I agree that it is probably easier to buy a passable independent sprung trailer, but that has very little to do with the real benifits and the potential of both systems if equally implimented

AND the fact remains, an independent suspension requires a different and definitely heavier chasis design.

AND most importantly, if retrofitting an indepndent system where a leaf system was.....it would be foolish indeed to do so without reinforcing and bracing the chasis....particularly if the existing trailer was not specificaly intended for off road use.

cheers

Serious off-road work is a very different thing to a trailer. The "most serious" off road vehicles are not even road legal (actually most modified vehicles aren't actually legal in our over-legislated country), and are designed to do a very specific task, travelling quite slowly.

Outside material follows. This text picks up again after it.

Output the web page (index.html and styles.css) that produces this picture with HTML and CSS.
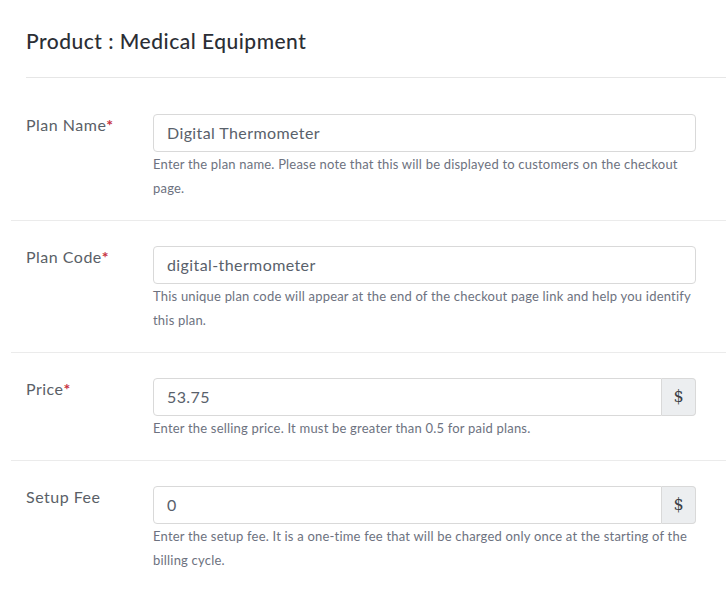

That requires massive suspension travel. Less serious off-road vehicles are mostly just copies made by kids who have read a magazine but have no idea (I once had one of them mock me for suggesting that three lockable diffs was the best solution for traction, "3 diffs, haha, you moron there are only two diffs" - he was clearly an expert!)

Trailers are designed to do a bit of off road work and a lot of high speed driving. The loads involved with crawling along a track at walking pace are very different from corrugations at 80-100kph, or hitting a bump at 80kph. As you have said (I think it was you, sorry if not!) droop/flex isn't important in a 2 wheel trailer, as the entire trailer drops. Again, suspension must be suited to the usage, and what suits a serious offroad truck is not always the same as for a trailer. The only real requirement for trailer suspension is to reduce shock loads to the contents. And again, I feel that coils do a better job of this.

I do wholeheartedly agree that an onroad trailer may well need work to become and offroad trailer, but that will vary from case to case.